Dans le bas du mur, l'accès avec ébrasement en biais, muré, à la bouche à
feu occulté par un volet en bois.
Le rez-de-chaussée surélevé et le premier étage carré présentent une
composition similaire déterminée par deux murs de refend transversaux
divisant l'espace oblong en trois. L'escalier intérieur, placé en façade,
légèrement décentré, dessert deux grandes pièces, au nord et au sud, la
première ouvre ensuite sur une plus petite pièce, à l'arrière de l'escalier,
à l'est. Chacune de ces deux pièces offre un accès à une des deux tours.
L'escalier est un escalier en vis suspendu, à l'origine avec jour (le limon
étant orné), avec donc un limon porteur. L'élévation ordonnancée de la
façade principale ouest se structure autour de la porte centrale, seul
ornement de la façade avec encadrement harpé de pierre de taille, en une
travée de part et d'autre de cette ouverture. Cette dernière est surmontée
d'une baie éclairant l'escalier intérieur. Les tours possèdent des
canonnières étroites, circulaires ou rectangulaires, en pierre, aujourd'hui
murées, disposées non verticalement alignées de manière à couvrir tous les
angles de tirs. Elles sont ceintes d'un cordon de pierre à un tiers de leur
hauteur. La façade orientale est percée actuellement de trois baies
éclairant les petites pièces à l'arrière de l'escalier. On observe également
les fragments d'une échauguette à l'angle sud-est ornée d'un décor de
gypserie. La façade sud est percée de sept baies non ordonnancées. Les
décors intérieurs de gypseries sont riches: ils ornent l'ensemble de la
voûte d'escalier et le limon, ainsi que les paliers. On les trouve également
à l'étage noble sur les cheminées.

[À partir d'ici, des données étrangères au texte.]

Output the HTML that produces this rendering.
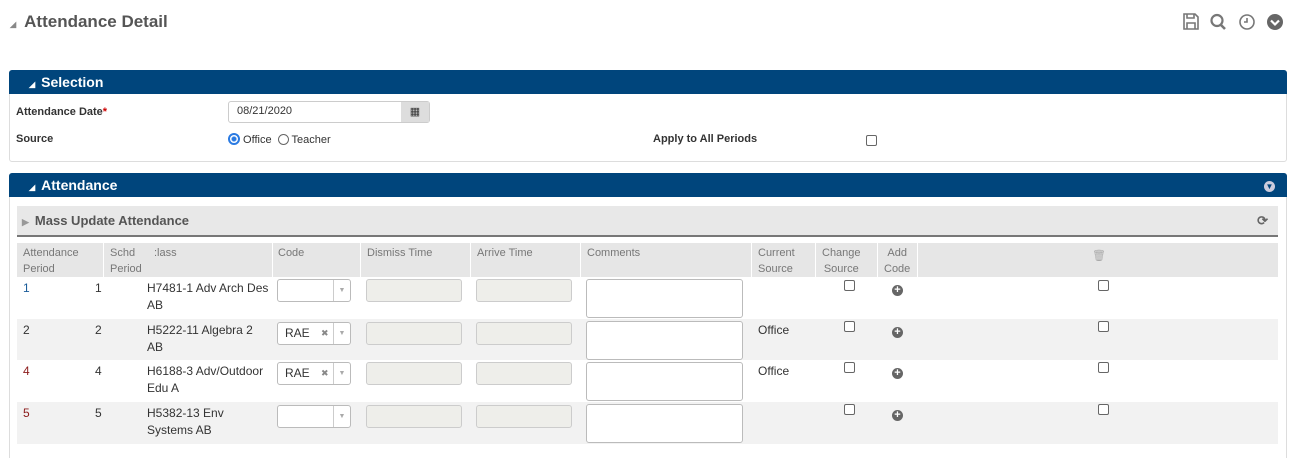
<!DOCTYPE html><html style="overflow:hidden;height:458px"><head><style>
body{margin:0;width:1295px;height:458px;background:#fff;font-family:"Liberation Sans",sans-serif;position:relative;overflow:hidden;font-size:12px;color:#333}
.a{position:absolute}
.hdr{background:#00457c;color:#fff;font-weight:bold;font-size:14px;height:24px;line-height:24px;padding-left:20px;border-radius:3px 3px 0 0}
.tri{font-size:8px;margin-right:6px}
.lbl{font-weight:bold;font-size:11px;color:#333}
.th{color:#777;font-size:11px;line-height:16px}
.in{background:#eeeeea;border:1px solid #ccc;border-radius:3px;height:21px;width:94px}
.ta{background:#fff;border:1px solid #bbb;border-radius:3px;width:155px;height:37px}
.sel{background:#fff;border:1px solid #bbb;border-radius:3px;width:72px;height:21px;font-size:12px;line-height:21px}
.sel span.dd{position:absolute;right:0;top:0;width:16px;height:21px;border-left:1px solid #ccc;color:#aaa;font-size:7px;text-align:center}
.cb{width:9px;height:9px;border:1px solid #666;border-radius:2px;background:#fff}
.plus{width:11px;height:11px;border-radius:50%;background:#666;color:#fff;font-size:11px;line-height:11px;text-align:center;font-weight:bold}
.c{font-size:12px;color:#333;line-height:17px}
</style></head><body>
<div class="a" style="left:10px;top:12px;font-size:17px;font-weight:bold;color:#555"><span style="font-size:8px;color:#888;margin-right:8px">◢</span>Attendance Detail</div>
<svg class="a" style="left:1182px;top:12px" width="104" height="20" viewBox="0 0 104 20">
<g fill="none" stroke="#777" stroke-width="1.6"><path d="M2 2h11l3 3v12H2z"/><path d="M5 2v4h7V2M5 17v-6h8v6"/>
<circle cx="35" cy="8.5" r="5.5" stroke-width="2.2"/><path d="M39 13l4 4" stroke-width="2.6"/>
<circle cx="65" cy="10" r="7"/><path d="M65 6v4h-3"/></g>
<circle cx="93" cy="10" r="8" fill="#666"/><path d="M89 8.5l4 4 4-4" stroke="#fff" stroke-width="2.2" fill="none"/></svg>

<div class="a" style="left:9px;top:70px;width:1276px;height:90px;border:1px solid #ddd;border-radius:3px"></div>
<div class="a hdr" style="left:9px;top:70px;width:1258px"><span class="tri">◢</span>Selection</div>
<div class="a lbl" style="left:16px;top:106px">Attendance Date<span style="color:#c00">*</span></div>
<div class="a" style="left:228px;top:101px;width:200px;height:20px;border:1px solid #ccc;border-radius:3px;background:#fff"><span style="position:absolute;left:8px;top:3px;font-size:11px">08/21/2020</span><div style="position:absolute;right:0;top:0;width:28px;height:20px;background:#ddd;text-align:center;font-size:11px;line-height:20px">▦</div></div>
<div class="a lbl" style="left:16px;top:133px">Source</div>
<div class="a" style="left:228px;top:133px;font-size:11px"><span style="display:inline-block;width:8px;height:8px;border-radius:50%;border:2px solid #2a7ae2;background:radial-gradient(#2a7ae2 2px,#fff 3px);vertical-align:-2px"></span> Office &nbsp;<span style="display:inline-block;width:9px;height:9px;border-radius:50%;border:1px solid #666;vertical-align:-2px"></span> Teacher</div>
<div class="a lbl" style="left:653px;top:133px">Apply to All Periods</div>
<div class="a cb" style="left:866px;top:135px"></div>

<div class="a" style="left:9px;top:173px;width:1276px;height:300px;border:1px solid #ddd;border-radius:3px"></div>
<div class="a hdr" style="left:9px;top:173px;width:1258px"><span class="tri">◢</span>Attendance</div>
<div class="a" style="left:1264px;top:181px;width:11px;height:11px;border-radius:50%;background:#ccd;color:#00457c;font-size:8px;text-align:center;line-height:11px">▼</div>
<div class="a" style="left:17px;top:206px;width:1261px;height:29px;background:#e8e8e8;border-bottom:2px solid #777;font-weight:bold;font-size:13px;color:#555;line-height:29px"><span style="font-size:9px;color:#999;margin:0 6px 0 5px">▶</span>Mass Update Attendance<span style="position:absolute;right:10px;font-size:13px;color:#666">⟳</span></div>

<div class="a" style="left:17px;top:243px;width:1261px;height:34px;background:#e6e6e6"></div>
<div class="a" style="left:17px;top:319px;width:1261px;height:41px;background:#f2f2f2"></div>
<div class="a" style="left:17px;top:402px;width:1261px;height:42px;background:#f2f2f2"></div>
<div class="a" style="left:103px;top:243px;width:1px;height:34px;background:#fff"></div>
<div class="a" style="left:272px;top:243px;width:1px;height:34px;background:#fff"></div>
<div class="a" style="left:360px;top:243px;width:1px;height:34px;background:#fff"></div>
<div class="a" style="left:470px;top:243px;width:1px;height:34px;background:#fff"></div>
<div class="a" style="left:580px;top:243px;width:1px;height:34px;background:#fff"></div>
<div class="a" style="left:751px;top:243px;width:1px;height:34px;background:#fff"></div>
<div class="a" style="left:815px;top:243px;width:1px;height:34px;background:#fff"></div>
<div class="a" style="left:877px;top:243px;width:1px;height:34px;background:#fff"></div>
<div class="a" style="left:917px;top:243px;width:1px;height:34px;background:#fff"></div>

<div class="a th" style="left:23px;top:245px">Attendance<br>Period</div>
<div class="a th" style="left:110px;top:245px">Schd<br>Period</div>
<div class="a th" style="left:154px;top:245px">:lass</div>
<div class="a th" style="left:278px;top:245px">Code</div>
<div class="a th" style="left:367px;top:245px">Dismiss Time</div>
<div class="a th" style="left:477px;top:245px">Arrive Time</div>
<div class="a th" style="left:587px;top:245px">Comments</div>
<div class="a th" style="left:758px;top:245px">Current<br>Source</div>
<div class="a th" style="left:822px;top:245px;text-align:center">Change<br>Source</div>
<div class="a th" style="left:884px;top:245px;text-align:center">Add<br>Code</div>
<div class="a" style="left:1092px;top:249px;color:#aaa;font-size:11px">🗑</div>

<div class="a c" style="left:23px;top:280px;color:#1a5c9a">1</div><div class="a c" style="left:95px;top:280px">1</div>
<div class="a c" style="left:147px;top:280px">H7481-1 Adv Arch Des<br>AB</div>
<div class="a sel" style="left:277px;top:279px"><span class="dd">▼</span></div>
<div class="a in" style="left:366px;top:279px"></div><div class="a in" style="left:476px;top:279px"></div>
<div class="a ta" style="left:586px;top:279px"></div>
<div class="a cb" style="left:844px;top:280px"></div><div class="a plus" style="left:892px;top:285px">+</div><div class="a cb" style="left:1098px;top:280px"></div>

<div class="a c" style="left:23px;top:322px">2</div><div class="a c" style="left:95px;top:322px">2</div>
<div class="a c" style="left:147px;top:322px">H5222-11 Algebra 2<br>AB</div>
<div class="a sel" style="left:277px;top:322px"><span style="margin-left:7px">RAE</span><span style="position:absolute;left:43px;color:#888;font-size:9px">✖</span><span class="dd">▼</span></div>
<div class="a in" style="left:366px;top:322px"></div><div class="a in" style="left:476px;top:322px"></div>
<div class="a ta" style="left:586px;top:321px"></div>
<div class="a c" style="left:758px;top:322px">Office</div>
<div class="a cb" style="left:844px;top:321px"></div><div class="a plus" style="left:892px;top:327px">+</div><div class="a cb" style="left:1098px;top:321px"></div>

<div class="a c" style="left:23px;top:363px;color:#8b1a1a">4</div><div class="a c" style="left:95px;top:363px">4</div>
<div class="a c" style="left:147px;top:363px">H6188-3 Adv/Outdoor<br>Edu A</div>
<div class="a sel" style="left:277px;top:362px"><span style="margin-left:7px">RAE</span><span style="position:absolute;left:43px;color:#888;font-size:9px">✖</span><span class="dd">▼</span></div>
<div class="a in" style="left:366px;top:362px"></div><div class="a in" style="left:476px;top:362px"></div>
<div class="a ta" style="left:586px;top:362px"></div>
<div class="a c" style="left:758px;top:363px">Office</div>
<div class="a cb" style="left:844px;top:362px"></div><div class="a plus" style="left:892px;top:368px">+</div><div class="a cb" style="left:1098px;top:362px"></div>

<div class="a c" style="left:23px;top:405px;color:#8b1a1a">5</div><div class="a c" style="left:95px;top:405px">5</div>
<div class="a c" style="left:147px;top:405px">H5382-13 Env<br>Systems AB</div>
<div class="a sel" style="left:277px;top:405px"><span class="dd">▼</span></div>
<div class="a in" style="left:366px;top:405px"></div><div class="a in" style="left:476px;top:405px"></div>
<div class="a ta" style="left:586px;top:404px"></div>
<div class="a cb" style="left:844px;top:404px"></div><div class="a plus" style="left:892px;top:410px">+</div><div class="a cb" style="left:1098px;top:404px"></div>
</body></html>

Sur les parois de l'escalier accédant aux
combles, et sur les enduits de plâtres des murs de ce niveau se trouvent de
nombreux graffitis et notamment des croquis incisés ou des dessins au fusain
dont certains pourraient dater du XVIIIe siècle et de l'époque
révolutionnaire. (1)
Éléments protégés MH : les façades et les toitures du château, l'escalier,
la cage d'escalier, la pièce principale du premier étage et la cheminée, le
bassin : inscription par arrêté du 18 décembre 2012.
château de Castellet Saint Cassien 04320 Val-de-Chalvagne, propriété de la
commune.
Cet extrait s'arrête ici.